I’ve been kicking around this thought for a year or so now - to the outsider a career in data looks like a technical path. The data practitioner learns SQL, how to query data stored in a database somewhere using SQL, and if you know enough SQL you can answer any question whose artifacts are stored in that database somewhere.

The reality is that SQL is the very last mile. SQL is code, and so it looks to the non-practitioner like the act of creation, like code written in any imperative language creates motion and process and a webapp or piece of automation that didn’t exist before. SQL does not create. SQL encapsulates that which already exists as a business process.

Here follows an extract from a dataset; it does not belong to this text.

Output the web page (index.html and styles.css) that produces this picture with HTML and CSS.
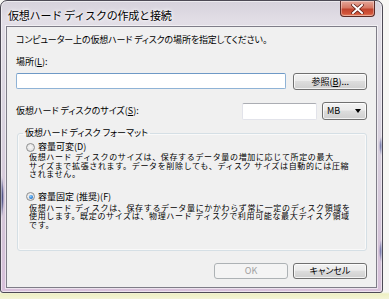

SQL is a contract. SQL puts business conditions and processes into code. If the business processes are ill-defined, then the SQL that has to be written to handle all the various cases will sprawl. (Most business processes are ill-defined as it turns out, made up in a time of need by a human, and probably one who doesn’t spend their day thinking about data modeling.) If the business process is well-defined, but the SQL author’s understanding of it is wrong or incomplete, then you’ll end up with a poorly written contract that spits out wrong or incomplete answers.

That’s what makes Data the hard part, because to write that contract down always requires the author to have spent time reverse-engineering the business process. I view this as an inherent good for the business as a whole - it forces the business to reckon with itself and to better define how it operates. The road to get there is tough though and in my experience it’s often the data analyst who is actually pulling the cart.